Во-вторых, договоры такого типа, как правило, заключались по горячим следам событий. Посольства направлялись либо сразу же после вступления в силу перемирия, либо спустя год-два после окончания военных действий. Так проходило заключение мирных договоров после крупных военных кампаний с болгарами и руссами в X в. Поэтому разрыв в семь и более лет представляется нам маловероятным.

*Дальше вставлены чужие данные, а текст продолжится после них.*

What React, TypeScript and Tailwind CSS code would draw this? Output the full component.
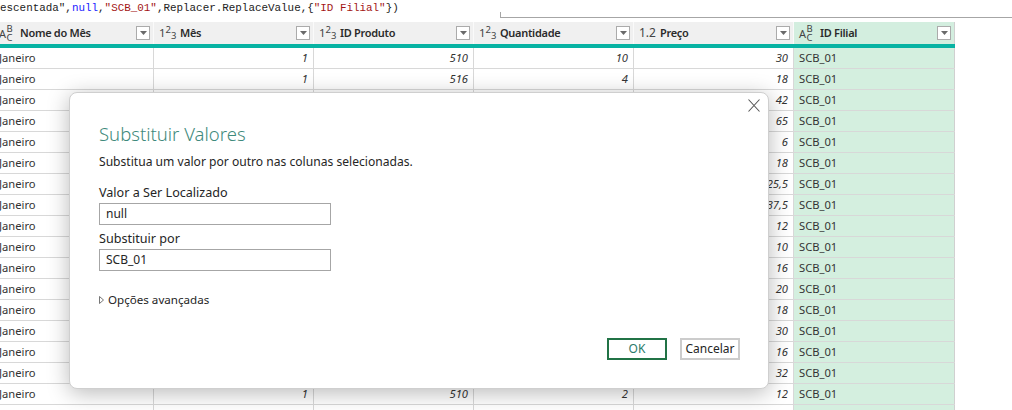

Наконец, следует иметь в виду и характер государственной деятельности непосредственных участников событий. В центре событий 60-х годов IX в. стоит многоопытный и велеречивый Фотий, взявший на себя вместе с эпархом Никитой Орифой защиту Константинополя от руссов и вдохновлявший его жителей на отпор врагу. Блестяще образованный, талантливый и честолюбивый патриарх ко времени нашествия руссов зарекомендовал себя не только как видный церковный деятель, но и как фигура поистине государственная. Дипломатия была той сферой, где Фотий неоднократно проявлял свои незаурядные способности{178}. Не исключено, что Фотий либо участвовал в переговорах с русскими вождями под стенами Константинополя, либо направлял эти переговоры и играл активную роль в последовавшей вскоре за переговорами попытке христианизировать Русь. Во всяком случае, в "Окружном послании" восточным архиепископам Фотий связал со своей деятельностью два крупнейших события в истории внешнеполитических и миссионерских усилий Византии — крещение Руси и крещение Болгарии, которое произошло одновременно, а может быть и позднее. Вполне возможно, что определенное значение для христианизации Руси имела миссия Кирилла и Мефодия в Херсонес и их дальнейшая миссионерская деятельность в Причерноморье, но судьба крещения руссов решалась не их усилиями, а за "столом переговоров" во дворцах Константинополя. Именно здесь рассматривались все политические аспекты этого не столько церковного, сколько политического акта.
178
Каждан А. П. Социальные и политические взгляды Фотия. — Ежегодник Музея истории религии и атеизма, т. II. М.-Л., 1958, с. 111.